LHX2 regulates dendritic morphogenesis in layer II/III of the neocortex via distinct pathways in progenitors and postmitotic neurons

In the mammalian neocortex, excitatory neurons that send projections via the corpus callosum are critical to integrating information across the two brain hemispheres. The molecular mechanisms governing the development of the dendritic arbours and spines of these callosal neurons are poorly understood, yet these features are critical to their physiological properties.
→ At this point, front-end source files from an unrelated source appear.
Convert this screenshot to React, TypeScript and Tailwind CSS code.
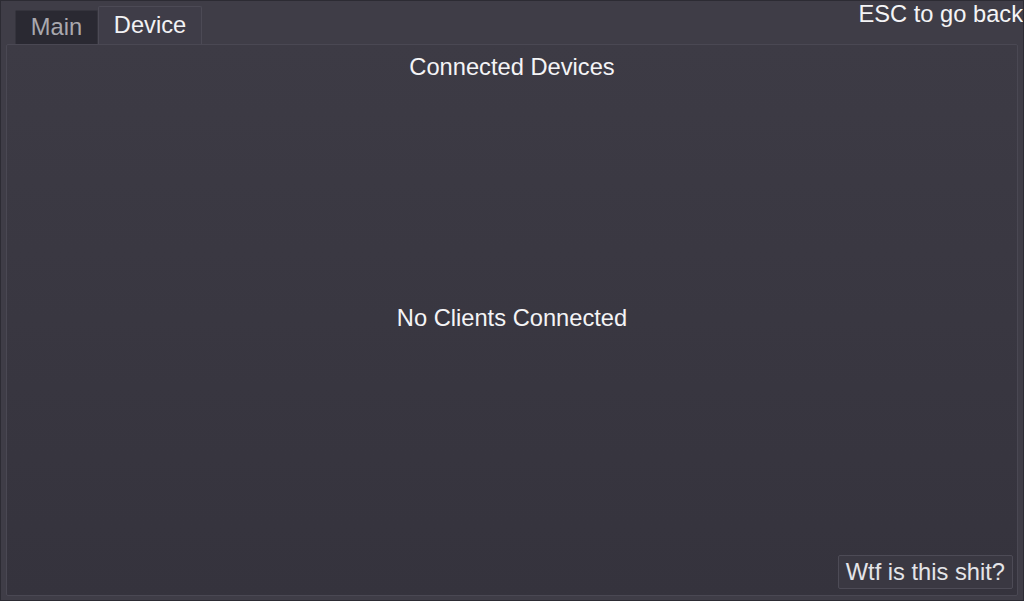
export default function App() {
  return (
    <div
      className="w-[1024px] h-[601px] flex flex-col bg-[#3f3d47] border border-[#2c2b33] text-white overflow-hidden"
      style={{ fontFamily: '"Liberation Sans", Arial, sans-serif' }}
    >
      {/* Header: tabs + esc hint */}
      <div className="flex items-start justify-between h-[43px] shrink-0">
        <div className="flex items-end h-full pl-[14px]">
          <div className="h-[34px] w-[83px] flex items-center justify-center bg-[#2a2932] border border-[#35343d] border-b-0 rounded-t-[2px] text-[23.7px] leading-none text-[#a9a8ae]">
            Main
          </div>
          <div className="h-[38px] w-[104px] flex items-center justify-center bg-[#3f3d48] border border-[#4c4a55] border-b-0 rounded-t-[2px] text-[23.7px] leading-none text-[#f2f2f4] pt-[1px]">
            Device
          </div>
        </div>
        <div className="text-[23.7px] leading-none pt-[2px] text-[#f4f4f6]">ESC to go back</div>
      </div>

      {/* Panel */}
      <div className="flex-1 mx-[5px] mb-[4px] flex flex-col border border-[#4a4853] rounded-[2px] bg-gradient-to-b from-[#3d3b45] to-[#35333d]">
        <div className="text-center text-[23.7px] leading-none text-[#f4f4f6] pt-[11px]">Connected Devices</div>
        <div className="flex-1 flex items-center justify-center text-[23.7px] leading-none text-[#f4f4f6] pt-[3px]">
          No Clients Connected
        </div>
        <div className="flex justify-end pr-[4px] pb-[6px]">
          <button className="h-[34px] px-[7px] bg-[#3a3842] border border-[#4d4b56] rounded-[2px] text-[23.7px] leading-none text-[#e4e4e8] pt-[1px]">
            Wtf is this shit?
          </button>
        </div>
      </div>
    </div>
  );
}
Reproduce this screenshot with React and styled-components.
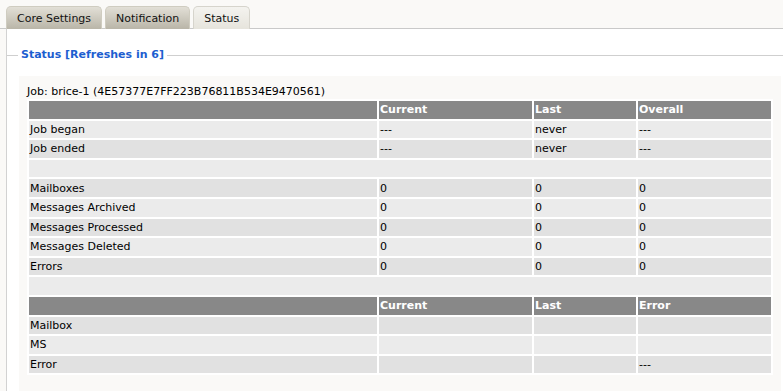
import React from 'react';
import styled, { createGlobalStyle } from 'styled-components';

const Global = createGlobalStyle`
  html, body {
    margin: 0;
    padding: 0;
    background: #faf9f7;
    font-family: "DejaVu Sans", Verdana, sans-serif;
    font-size: 11px;
    color: #000;
  }
`;

const TabBar = styled.div`
  display: flex;
  gap: 3px;
  height: 29px;
  padding: 6px 0 0 6px;
  box-sizing: border-box;
  border-bottom: 1px solid #c9c9c9;
`;

const Tab = styled.div`
  box-sizing: border-box;
  height: 23px;
  padding: 0 10px;
  line-height: 23px;
  border: 1px solid ${p => (p.$active ? '#d6d4cc' : '#cfccc0')};
  border-bottom: none;
  border-radius: 5px 5px 0 0;
  color: #111;
  background: ${p =>
    p.$active
      ? 'linear-gradient(#f4f3ef, #e6e4dc)'
      : 'linear-gradient(#e2dfd6, #b9b5a8)'};
`;

const Panel = styled.div`
  margin-left: 6px;
  border-left: 1px solid #d2d2d2;
  background: #fff;
  padding-top: 19px;
  min-height: 361px;
  box-sizing: border-box;
`;

const Box = styled.fieldset`
  margin: 0;
  border: none;
  border-top: 1px solid #cfcfcf;
  padding: 14px 2px 0 12px;
`;

const Legend = styled.legend`
  margin-left: -1px;
  padding: 0 3px;
  line-height: 14px;
  font-weight: bold;
  color: #1d5ed0;
`;

const Inner = styled.div`
  background: #faf9f7;
  padding: 9px 8px 20px 8px;
`;

const JobLine = styled.div`
  line-height: 14px;
`;

const Grid = styled.table`
  width: 100%;
  border-collapse: separate;
  border-spacing: 2px;
  background: #fff;
  table-layout: fixed;
`;

const Head = styled.td`
  background: #888888;
  color: #fff;
  font-weight: bold;
  height: 17.6px;
  padding: 0 1px;
  line-height: 17px;
`;

const Cell = styled.td`
  background: ${p => (p.$dark ? '#e1e1e1' : '#ebebeb')};
  height: 17.6px;
  padding: 0 1px;
  line-height: 17px;
  white-space: nowrap;
`;

const statRows = [
  ['Job began', '---', 'never', '---'],
  ['Job ended', '---', 'never', '---'],
  null,
  ['Mailboxes', '0', '0', '0'],
  ['Messages Archived', '0', '0', '0'],
  ['Messages Processed', '0', '0', '0'],
  ['Messages Deleted', '0', '0', '0'],
  ['Errors', '0', '0', '0'],
  null,
];

const lastRows = [
  ['Mailbox', '', '', ''],
  ['MS', '', '', ''],
  ['Error', '', '', '---'],
];

function Row({ cells, dark }) {
  if (!cells) {
    return (
      <tr>
        <Cell colSpan={4} $dark={dark} />
      </tr>
    );
  }
  return (
    <tr>
      {cells.map((c, i) => (
        <Cell key={i} $dark={dark}>{c}</Cell>
      ))}
    </tr>
  );
}

function HeadRow({ cols }) {
  return (
    <tr>
      <Head />
      {cols.map(c => (
        <Head key={c}>{c}</Head>
      ))}
    </tr>
  );
}

export default function App() {
  return (
    <>
      <Global />
      <TabBar>
        <Tab>Core Settings</Tab>
        <Tab>Notification</Tab>
        <Tab $active>Status</Tab>
      </TabBar>
      <Panel>
        <Box>
          <Legend>Status [Refreshes in 6]</Legend>
          <Inner>
            <JobLine>Job: brice-1 (4E57377E7FF223B76811B534E9470561)</JobLine>
            <Grid>
              <colgroup>
                <col style={{ width: 348 }} />
                <col style={{ width: 153 }} />
                <col style={{ width: 102 }} />
                <col />
              </colgroup>
              <tbody>
                <HeadRow cols={['Current', 'Last', 'Overall']} />
                {statRows.map((r, i) => (
                  <Row key={i} cells={r} dark={i % 2 === 1} />
                ))}
                <HeadRow cols={['Current', 'Last', 'Error']} />
                {lastRows.map((r, i) => (
                  <Row key={'l' + i} cells={r} dark={i % 2 === 0} />
                ))}
              </tbody>
            </Grid>
          </Inner>
        </Box>
      </Panel>
    </>
  );
}
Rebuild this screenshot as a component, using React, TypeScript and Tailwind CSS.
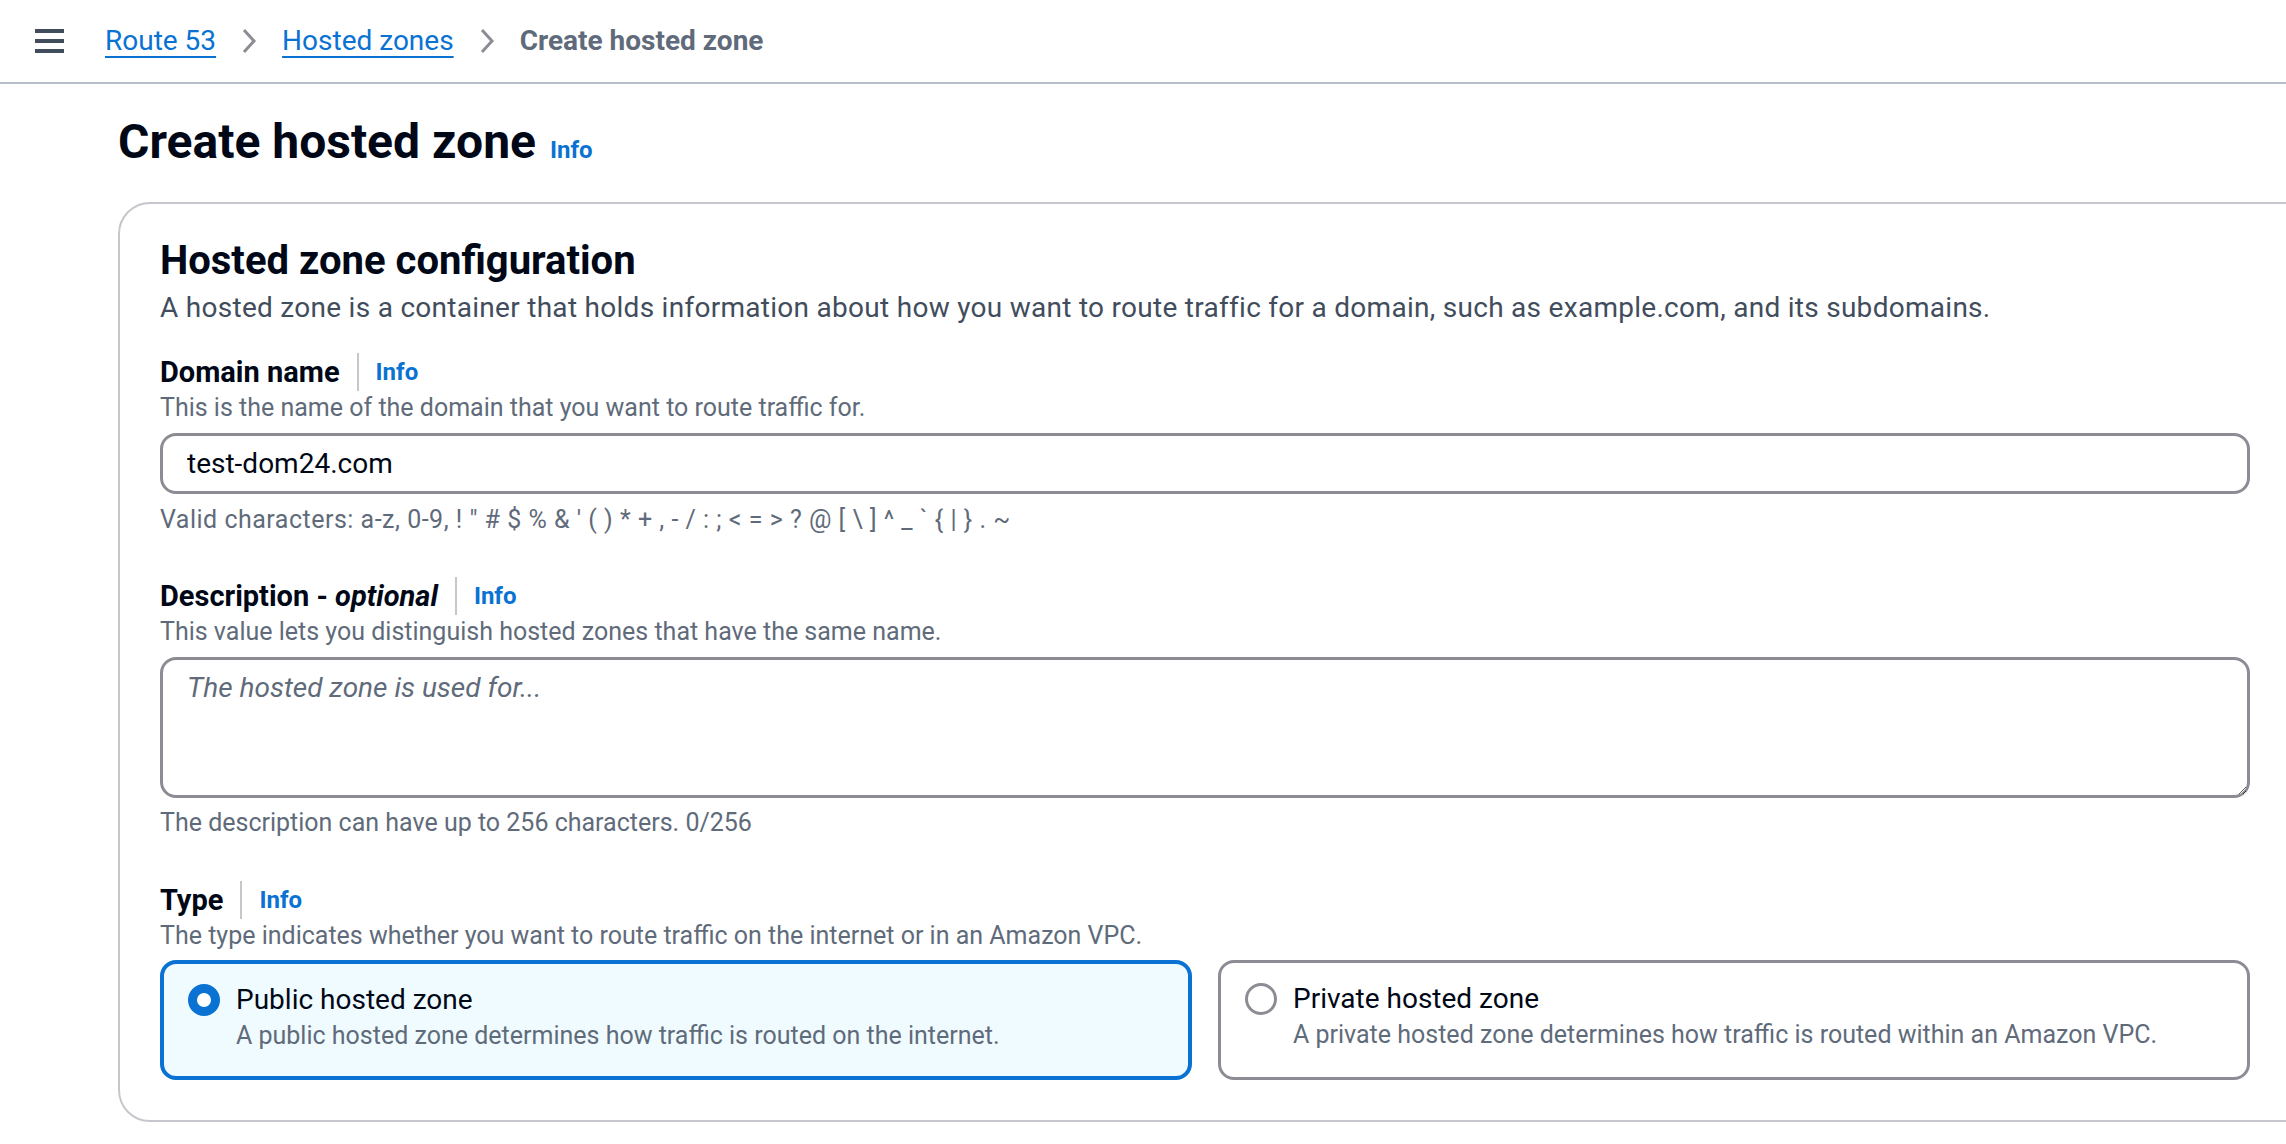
import React from 'react';

const LINK = 'text-[#0972d3]';

const Chevron = () => (
  <svg width="16" height="26" viewBox="0 0 16 26" className="mx-[25px]" fill="none">
    <path d="M3 2l10 11L3 24" stroke="#8c8c94" strokeWidth="3" strokeLinejoin="miter" />
  </svg>
);

const FieldLabel = ({ children }: { children: React.ReactNode }) => (
  <div className="flex items-center h-[40px]">
    <span className="text-[29px] leading-[40px] font-bold text-[#000716]">{children}</span>
    <span className="ml-[17px] mr-[17px] h-[38px] w-[2px] bg-[#c6c6cd]" />
    <a className={`${LINK} text-[24px] font-bold leading-[40px]`}>Info</a>
  </div>
);

const Hint = ({ children }: { children: React.ReactNode }) => (
  <p className="text-[25px] leading-[32px] text-[#5f6b7a]">{children}</p>
);

const Tile = ({ title, desc, selected }: { title: string; desc: string; selected?: boolean }) => (
  <div
    className={`flex gap-[16px] rounded-[16px] pl-[24px] pt-[16px] pb-[24px] ${
      selected ? 'border-[4px] border-[#0972d3] bg-[#f0fbff]' : 'border-[3px] border-[#8c8c94] bg-white'
    }`}
  >
    <div className="h-[40px] flex items-center">
      {selected ? (
        <span className="block w-[32px] h-[32px] rounded-full border-[9px] border-[#0972d3] bg-white" />
      ) : (
        <span className="block w-[32px] h-[32px] rounded-full border-[3px] border-[#8c8c94] bg-white" />
      )}
    </div>
    <div>
      <div className="text-[28px] leading-[40px] text-[#000716]">{title}</div>
      <div className="text-[25px] leading-[32px] text-[#5f6b7a]">{desc}</div>
    </div>
  </div>
);

export default function App() {
  return (
    <div className="min-h-screen bg-white text-[#000716] font-['Roboto','Liberation_Sans',sans-serif] overflow-hidden">
      {/* Breadcrumb bar */}
      <header className="h-[84px] border-b-2 border-[#b6bec9] flex items-center pl-[35px]">
        <svg width="29" height="24" viewBox="0 0 29 24">
          <rect x="0" y="0" width="29" height="4" fill="#414d5c" />
          <rect x="0" y="10" width="29" height="4" fill="#414d5c" />
          <rect x="0" y="20" width="29" height="4" fill="#414d5c" />
        </svg>
        <nav className="ml-[41px] flex items-center text-[28px] leading-[40px]">
          <a className={`${LINK} underline decoration-2 underline-offset-[6px]`}>Route 53</a>
          <Chevron />
          <a className={`${LINK} underline decoration-2 underline-offset-[6px]`}>Hosted zones</a>
          <Chevron />
          <span className="font-bold text-[#5f6b7a]">Create hosted zone</span>
        </nav>
      </header>

      <main className="pl-[118px]">
        <div className="pt-[30px] flex items-baseline">
          <h1 className="text-[48px] leading-[56px] font-bold text-[#000716]">Create hosted zone</h1>
          <a className={`${LINK} ml-[14px] text-[24px] font-bold`}>Info</a>
        </div>

        <section className="mt-[32px] mr-[-40px] border-2 border-[#c6c6cd] rounded-[32px] pl-[40px] pr-[74px] pt-[33px] pb-[40px]">
          <h2 className="text-[40px] leading-[48px] font-bold">Hosted zone configuration</h2>
          <p className="mt-[3px] text-[28px] leading-[40px] tracking-[0.01em] text-[#414d5c]">
            A hosted zone is a container that holds information about how you want to route traffic for a domain, such as example.com, and its subdomains.
          </p>

          <div className="mt-[24px]">
            <FieldLabel>Domain name</FieldLabel>
            <Hint>This is the name of the domain that you want to route traffic for.</Hint>
            <input
              defaultValue="test-dom24.com"
              className="mt-[9px] block w-full h-[61px] border-[3px] border-[#8c8c94] rounded-[16px] pl-[24px] text-[28px] text-[#000716] outline-none"
            />
            <div className="mt-[10px]">
              <Hint>
                <span className="tracking-[0.02em]">
                  Valid characters: a-z, 0-9, ! " # $ % &amp; ' ( ) * + , - / : ; &lt; = &gt; ? @ [ \ ] ^ _ ` {'{'} | {'}'} . ~
                </span>
              </Hint>
            </div>
          </div>

          <div className="mt-[40px]">
            <FieldLabel>
              Description - <i>optional</i>
            </FieldLabel>
            <Hint>This value lets you distinguish hosted zones that have the same name.</Hint>
            <textarea
              placeholder="The hosted zone is used for..."
              className="mt-[9px] block w-full h-[141px] border-[3px] border-[#8c8c94] rounded-[16px] pl-[24px] pt-[8px] text-[28px] leading-[40px] outline-none placeholder:italic placeholder:text-[#5f6b7a]"
            />
            <div className="mt-[9px]">
              <Hint>The description can have up to 256 characters. 0/256</Hint>
            </div>
          </div>

          <div className="mt-[41px]">
            <FieldLabel>Type</FieldLabel>
            <Hint>The type indicates whether you want to route traffic on the internet or in an Amazon VPC.</Hint>
            <div className="mt-[8px] grid grid-cols-2 gap-[26px]">
              <Tile selected title="Public hosted zone" desc="A public hosted zone determines how traffic is routed on the internet." />
              <Tile title="Private hosted zone" desc="A private hosted zone determines how traffic is routed within an Amazon VPC." />
            </div>
          </div>
        </section>
      </main>
    </div>
  );
}
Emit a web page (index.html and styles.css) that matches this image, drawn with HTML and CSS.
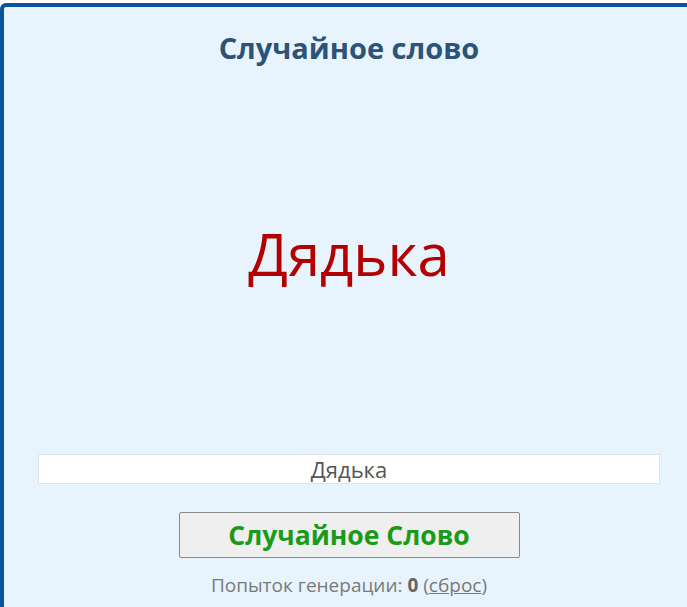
FILE: index.html
```html
<!DOCTYPE html>
<html lang="ru">
<head>
<meta charset="utf-8">
<title>Случайное слово</title>
<link rel="stylesheet" href="styles.css">
</head>
<body>
<div class="panel">
  <h1 class="title">Случайное слово</h1>
  <div class="stage">
    <div class="word">Дядька</div>
  </div>
  <div class="field">Дядька</div>
  <div class="actions">
    <button class="gen-btn" type="button">Случайное Слово</button>
  </div>
  <p class="counter">Попыток генерации: <b>0</b> (<a class="reset" href="#">сброс</a>)</p>
</div>
</body>
</html>
```
FILE: styles.css
```css
html, body {
  margin: 0;
  padding: 0;
  background: #ffffff;
}
body {
  padding-top: 3px;
  font-family: "Open Sans", "Noto Sans", sans-serif;
  overflow: hidden;
}
.panel {
  box-sizing: border-box;
  width: 700px;
  height: 620px;
  background: #e8f4fd;
  border: 4px solid #0b529c;
  border-radius: 6px;
  padding: 0 36px 0 34px;
}
.title {
  margin: 0;
  padding-top: 24px;
  text-align: center;
  font-size: 29px;
  line-height: 34px;
  font-weight: 700;
  color: #2c5378;
}
.stage {
  height: 389px;
  display: flex;
  align-items: center;
  justify-content: center;
  box-sizing: border-box;
}
.word {
  font-size: 58px;
  line-height: 70px;
  color: #b30000;
  margin-top: -12px;
}
.field {
  height: 30px;
  box-sizing: border-box;
  background: #ffffff;
  border: 1px solid #dde3e8;
  text-align: center;
  font-size: 22px;
  line-height: 28px;
  color: #555555;
}
.actions {
  display: flex;
  justify-content: center;
  padding-top: 28px;
}
.gen-btn {
  width: 341px;
  height: 46px;
  background: #efefef;
  border: 1px solid #8a8a8a;
  border-radius: 2px;
  font-family: "Open Sans", "Noto Sans", sans-serif;
  font-size: 26.5px;
  font-weight: 700;
  color: #1a9a1a;
  padding: 0;
}
.counter {
  margin: 14px 0 0;
  text-align: center;
  font-size: 19px;
  line-height: 26px;
  color: #7a7a7a;
}
.counter b {
  color: #666666;
}
.reset {
  color: #777777;
  text-decoration: underline;
}
```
LIM Homeodomain 2 ( Lhx2 ), a regulator of fundamental processes in cortical development, is expressed in postmitotic callosal neurons occupying layer II/III of the neocortex and also in their progenitors residing in the embryonic day (E) 15.5 ventricular zone of the mouse neocortex. We tested whether this factor is essential for dendritic arbour configuration and spine morphogenesis of layer II/III neurons. Here, we report loss of Lhx2, either in postmitotic layer II/III neurons or their progenitors, resulted in shrunken dendritic arbours and perturbed spine morphology. The defects were more pronounced upon Lhx2 disruption in progenitors, and were recapitulated when this was driven exclusively in basal progenitors. In postmitotic neurons, LHX2 regulates dendritic and spine morphogenesis via the canonical Wnt /β Catenin signalling pathway. Constitutive activation of this pathway in postmitotic neurons mimics the Lhx2 loss-of-function phenotype. In E15.5 progenitors, LHX2 acts in part via bHLH transcription factor NEUROG2 to regulate dendritic morphogenesis. We demonstrate that loss of Lhx2 causes a massive increase in Neurog2 expression, and that Neurog2 knockdown partially rescues the loss of Lhx2 phenotype. Our study uncovers novel LHX2 functions consistent with its temporally dynamic and diverse roles in development.